For the terminological issue, saying: "assume a period $p$ such that $\sin(1/x) = \sin(1/(x+p))$" strongly suggests that you are saying $\sin(1/x)$ is a periodic function with period $p$ which would mean $p$ is constant. Of course, as you show, $p$ is not constant, so this terminology is misleading.
The gap in your argument is when you say $\frac{1}{x}-\frac{1}{x+p} = K$ for a positive constant $K$. This can be made to be true, but you give no argument why, and the order of your presentation makes this not necessarily, let alone obviously, true. If, at this point in the argument, someone was still under the impression that $p$ was a constant, then this would be obviously false. Even if the reader hadn't assumed $p$ was constant, there's still no given reason to believe this is true.

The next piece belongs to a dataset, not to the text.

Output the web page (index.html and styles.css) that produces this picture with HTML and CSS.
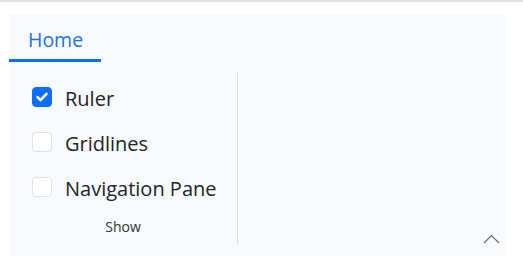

The problem with your presentation (beyond the terminological one) is that you first assume that there is some function $p$ with the desired property, then you assume a statement which need not be true. It's not necessarily the case that if $\sin(1/x)=\sin(1/(x+p))$ that $\frac{1}{x}-\frac{1}{x+p}$ is a positive constant. You certainly give no argument for it. It's also not true for arbitrary $K$, even without knowing what $p$ is. You are not claiming this, but you give no argument any such $K$ exists. (From the perspective of first-order logic, essentially what's happening is that you are mixing around the order of quantifiers.)
Here's a rationalized version of what I think your intent was:
First, note that $\sin$ is a periodic function with period $2\pi k$ for any integer $k$. Set $K = 2\pi k$ for some positive $k$. Now $\sin(1/x) = \sin(1/x - K)$. Find $p(x)$ such that $\frac{1}{x} - K =\frac{1}{x+p(x)}$. We can do this by solving for $p(x)$ getting $p(x) = \frac{x}{1-Kx}-x$. From here proceed as the remainder of your argument.
Per MathTrain's and my comments on the question, whether this proves that $\sin(1/x)$ "oscillates rapidly" depends on what "oscillates rapidly" means.